[BEGIN]

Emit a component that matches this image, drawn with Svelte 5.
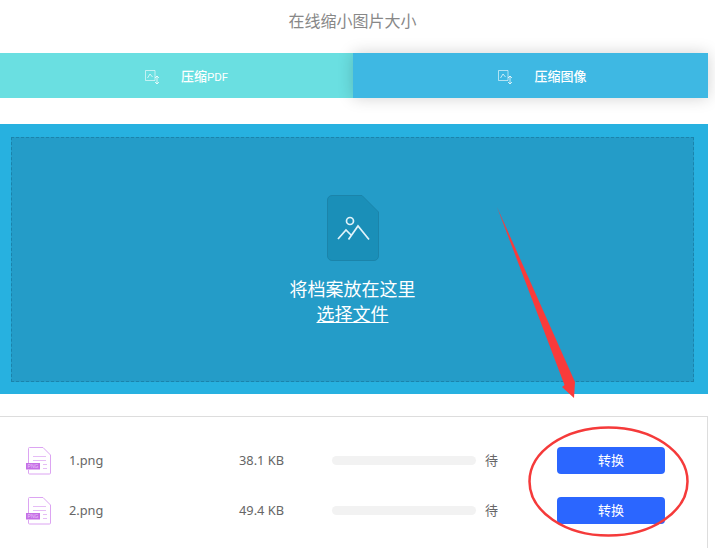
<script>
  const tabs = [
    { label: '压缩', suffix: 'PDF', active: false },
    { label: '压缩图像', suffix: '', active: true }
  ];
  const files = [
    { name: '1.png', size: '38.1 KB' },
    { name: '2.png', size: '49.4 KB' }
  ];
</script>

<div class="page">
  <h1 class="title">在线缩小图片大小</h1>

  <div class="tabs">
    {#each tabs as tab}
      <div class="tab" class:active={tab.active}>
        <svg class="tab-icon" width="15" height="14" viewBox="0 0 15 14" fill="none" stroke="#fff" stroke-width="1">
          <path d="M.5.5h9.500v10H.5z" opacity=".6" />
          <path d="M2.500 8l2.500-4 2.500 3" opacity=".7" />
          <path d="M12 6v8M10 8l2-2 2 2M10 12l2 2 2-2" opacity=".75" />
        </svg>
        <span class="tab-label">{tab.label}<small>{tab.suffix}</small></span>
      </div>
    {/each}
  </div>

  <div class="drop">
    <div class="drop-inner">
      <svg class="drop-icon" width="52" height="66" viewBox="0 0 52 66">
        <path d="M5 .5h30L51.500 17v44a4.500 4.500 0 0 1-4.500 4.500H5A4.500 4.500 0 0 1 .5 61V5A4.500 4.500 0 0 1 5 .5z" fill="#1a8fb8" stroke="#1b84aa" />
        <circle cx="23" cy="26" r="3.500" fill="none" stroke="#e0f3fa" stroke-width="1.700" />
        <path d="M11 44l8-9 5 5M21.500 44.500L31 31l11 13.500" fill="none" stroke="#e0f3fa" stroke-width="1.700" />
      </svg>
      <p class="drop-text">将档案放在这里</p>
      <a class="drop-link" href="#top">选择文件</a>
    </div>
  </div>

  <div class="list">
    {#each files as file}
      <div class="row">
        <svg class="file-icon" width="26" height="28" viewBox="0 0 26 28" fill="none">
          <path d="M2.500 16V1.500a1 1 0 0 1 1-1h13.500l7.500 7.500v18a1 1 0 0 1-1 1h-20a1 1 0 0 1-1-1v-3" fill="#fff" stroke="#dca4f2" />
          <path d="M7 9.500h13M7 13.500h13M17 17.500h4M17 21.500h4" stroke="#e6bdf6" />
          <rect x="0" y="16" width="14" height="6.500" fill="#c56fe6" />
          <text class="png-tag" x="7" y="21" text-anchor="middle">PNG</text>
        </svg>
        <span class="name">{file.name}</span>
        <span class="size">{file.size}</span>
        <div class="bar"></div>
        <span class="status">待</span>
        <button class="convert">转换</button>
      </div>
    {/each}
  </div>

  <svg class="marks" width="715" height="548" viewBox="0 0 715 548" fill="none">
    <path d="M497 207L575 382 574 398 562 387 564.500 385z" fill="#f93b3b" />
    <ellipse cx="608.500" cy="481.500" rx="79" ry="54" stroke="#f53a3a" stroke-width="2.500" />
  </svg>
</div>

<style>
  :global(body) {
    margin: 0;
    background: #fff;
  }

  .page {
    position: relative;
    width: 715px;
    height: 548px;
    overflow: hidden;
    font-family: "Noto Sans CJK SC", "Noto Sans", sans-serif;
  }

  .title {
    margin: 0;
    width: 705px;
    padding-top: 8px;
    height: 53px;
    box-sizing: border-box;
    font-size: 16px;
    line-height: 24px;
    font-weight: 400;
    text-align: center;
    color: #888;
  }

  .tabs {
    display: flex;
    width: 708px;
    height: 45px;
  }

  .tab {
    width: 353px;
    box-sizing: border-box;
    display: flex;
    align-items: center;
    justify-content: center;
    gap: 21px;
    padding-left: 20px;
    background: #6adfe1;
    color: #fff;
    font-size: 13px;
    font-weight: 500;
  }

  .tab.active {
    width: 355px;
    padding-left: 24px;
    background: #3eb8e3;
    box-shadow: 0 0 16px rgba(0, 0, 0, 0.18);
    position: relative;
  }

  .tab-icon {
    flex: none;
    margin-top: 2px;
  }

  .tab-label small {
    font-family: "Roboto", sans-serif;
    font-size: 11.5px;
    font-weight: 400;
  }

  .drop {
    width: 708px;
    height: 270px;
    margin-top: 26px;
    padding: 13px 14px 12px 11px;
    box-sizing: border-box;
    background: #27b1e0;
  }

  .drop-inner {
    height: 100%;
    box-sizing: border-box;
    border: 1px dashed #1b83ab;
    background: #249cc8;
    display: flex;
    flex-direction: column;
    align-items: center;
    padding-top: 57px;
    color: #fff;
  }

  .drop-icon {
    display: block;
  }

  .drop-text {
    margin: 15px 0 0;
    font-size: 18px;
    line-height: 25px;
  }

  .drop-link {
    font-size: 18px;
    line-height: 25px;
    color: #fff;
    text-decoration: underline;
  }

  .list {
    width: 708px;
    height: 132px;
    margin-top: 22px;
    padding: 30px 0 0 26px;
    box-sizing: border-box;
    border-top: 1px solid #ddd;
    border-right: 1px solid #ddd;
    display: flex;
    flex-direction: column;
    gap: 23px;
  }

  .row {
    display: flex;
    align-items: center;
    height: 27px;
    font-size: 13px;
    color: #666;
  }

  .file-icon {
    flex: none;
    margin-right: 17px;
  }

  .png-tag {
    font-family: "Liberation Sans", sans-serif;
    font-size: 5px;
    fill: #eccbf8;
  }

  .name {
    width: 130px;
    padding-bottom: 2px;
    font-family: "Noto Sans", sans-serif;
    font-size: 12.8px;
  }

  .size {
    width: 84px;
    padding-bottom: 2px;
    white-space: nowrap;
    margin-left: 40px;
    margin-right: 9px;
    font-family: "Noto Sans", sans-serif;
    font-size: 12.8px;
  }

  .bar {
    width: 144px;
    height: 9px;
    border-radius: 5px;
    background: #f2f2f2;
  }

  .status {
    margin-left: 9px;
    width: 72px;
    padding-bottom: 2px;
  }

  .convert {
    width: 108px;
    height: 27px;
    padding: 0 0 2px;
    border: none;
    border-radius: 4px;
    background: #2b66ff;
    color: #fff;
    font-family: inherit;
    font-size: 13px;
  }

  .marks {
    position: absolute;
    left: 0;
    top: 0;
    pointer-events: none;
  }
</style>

[END]

Omit the pictures and output all of the other material exactly.

### Reply:
Emit a component that matches this image, drawn with Svelte 5.
<script>
  const tabs = [
    { label: '压缩', suffix: 'PDF', active: false },
    { label: '压缩图像', suffix: '', active: true }
  ];
  const files = [
    { name: '1.png', size: '38.1 KB' },
    { name: '2.png', size: '49.4 KB' }
  ];
</script>

<div class="page">
  <h1 class="title">在线缩小图片大小</h1>

  <div class="tabs">
    {#each tabs as tab}
      <div class="tab" class:active={tab.active}>
        <svg class="tab-icon" width="15" height="14" viewBox="0 0 15 14" fill="none" stroke="#fff" stroke-width="1">
          <path d="M.5.5h9.500v10H.5z" opacity=".6" />
          <path d="M2.500 8l2.500-4 2.500 3" opacity=".7" />
          <path d="M12 6v8M10 8l2-2 2 2M10 12l2 2 2-2" opacity=".75" />
        </svg>
        <span class="tab-label">{tab.label}<small>{tab.suffix}</small></span>
      </div>
    {/each}
  </div>

  <div class="drop">
    <div class="drop-inner">
      <svg class="drop-icon" width="52" height="66" viewBox="0 0 52 66">
        <path d="M5 .5h30L51.500 17v44a4.500 4.500 0 0 1-4.500 4.500H5A4.500 4.500 0 0 1 .5 61V5A4.500 4.500 0 0 1 5 .5z" fill="#1a8fb8" stroke="#1b84aa" />
        <circle cx="23" cy="26" r="3.500" fill="none" stroke="#e0f3fa" stroke-width="1.700" />
        <path d="M11 44l8-9 5 5M21.500 44.500L31 31l11 13.500" fill="none" stroke="#e0f3fa" stroke-width="1.700" />
      </svg>
      <p class="drop-text">将档案放在这里</p>
      <a class="drop-link" href="#top">选择文件</a>
    </div>
  </div>

  <div class="list">
    {#each files as file}
      <div class="row">
        <svg class="file-icon" width="26" height="28" viewBox="0 0 26 28" fill="none">
          <path d="M2.500 16V1.500a1 1 0 0 1 1-1h13.500l7.500 7.500v18a1 1 0 0 1-1 1h-20a1 1 0 0 1-1-1v-3" fill="#fff" stroke="#dca4f2" />
          <path d="M7 9.500h13M7 13.500h13M17 17.500h4M17 21.500h4" stroke="#e6bdf6" />
          <rect x="0" y="16" width="14" height="6.500" fill="#c56fe6" />
          <text class="png-tag" x="7" y="21" text-anchor="middle">PNG</text>
        </svg>
        <span class="name">{file.name}</span>
        <span class="size">{file.size}</span>
        <div class="bar"></div>
        <span class="status">待</span>
        <button class="convert">转换</button>
      </div>
    {/each}
  </div>

  <svg class="marks" width="715" height="548" viewBox="0 0 715 548" fill="none">
    <path d="M497 207L575 382 574 398 562 387 564.500 385z" fill="#f93b3b" />
    <ellipse cx="608.500" cy="481.500" rx="79" ry="54" stroke="#f53a3a" stroke-width="2.500" />
  </svg>
</div>

<style>
  :global(body) {
    margin: 0;
    background: #fff;
  }

  .page {
    position: relative;
    width: 715px;
    height: 548px;
    overflow: hidden;
    font-family: "Noto Sans CJK SC", "Noto Sans", sans-serif;
  }

  .title {
    margin: 0;
    width: 705px;
    padding-top: 8px;
    height: 53px;
    box-sizing: border-box;
    font-size: 16px;
    line-height: 24px;
    font-weight: 400;
    text-align: center;
    color: #888;
  }

  .tabs {
    display: flex;
    width: 708px;
    height: 45px;
  }

  .tab {
    width: 353px;
    box-sizing: border-box;
    display: flex;
    align-items: center;
    justify-content: center;
    gap: 21px;
    padding-left: 20px;
    background: #6adfe1;
    color: #fff;
    font-size: 13px;
    font-weight: 500;
  }

  .tab.active {
    width: 355px;
    padding-left: 24px;
    background: #3eb8e3;
    box-shadow: 0 0 16px rgba(0, 0, 0, 0.18);
    position: relative;
  }

  .tab-icon {
    flex: none;
    margin-top: 2px;
  }

  .tab-label small {
    font-family: "Roboto", sans-serif;
    font-size: 11.5px;
    font-weight: 400;
  }

  .drop {
    width: 708px;
    height: 270px;
    margin-top: 26px;
    padding: 13px 14px 12px 11px;
    box-sizing: border-box;
    background: #27b1e0;
  }

  .drop-inner {
    height: 100%;
    box-sizing: border-box;
    border: 1px dashed #1b83ab;
    background: #249cc8;
    display: flex;
    flex-direction: column;
    align-items: center;
    padding-top: 57px;
    color: #fff;
  }

  .drop-icon {
    display: block;
  }

  .drop-text {
    margin: 15px 0 0;
    font-size: 18px;
    line-height: 25px;
  }

  .drop-link {
    font-size: 18px;
    line-height: 25px;
    color: #fff;
    text-decoration: underline;
  }

  .list {
    width: 708px;
    height: 132px;
    margin-top: 22px;
    padding: 30px 0 0 26px;
    box-sizing: border-box;
    border-top: 1px solid #ddd;
    border-right: 1px solid #ddd;
    display: flex;
    flex-direction: column;
    gap: 23px;
  }

  .row {
    display: flex;
    align-items: center;
    height: 27px;
    font-size: 13px;
    color: #666;
  }

  .file-icon {
    flex: none;
    margin-right: 17px;
  }

  .png-tag {
    font-family: "Liberation Sans", sans-serif;
    font-size: 5px;
    fill: #eccbf8;
  }

  .name {
    width: 130px;
    padding-bottom: 2px;
    font-family: "Noto Sans", sans-serif;
    font-size: 12.8px;
  }

  .size {
    width: 84px;
    padding-bottom: 2px;
    white-space: nowrap;
    margin-left: 40px;
    margin-right: 9px;
    font-family: "Noto Sans", sans-serif;
    font-size: 12.8px;
  }

  .bar {
    width: 144px;
    height: 9px;
    border-radius: 5px;
    background: #f2f2f2;
  }

  .status {
    margin-left: 9px;
    width: 72px;
    padding-bottom: 2px;
  }

  .convert {
    width: 108px;
    height: 27px;
    padding: 0 0 2px;
    border: none;
    border-radius: 4px;
    background: #2b66ff;
    color: #fff;
    font-family: inherit;
    font-size: 13px;
  }

  .marks {
    position: absolute;
    left: 0;
    top: 0;
    pointer-events: none;
  }
</style>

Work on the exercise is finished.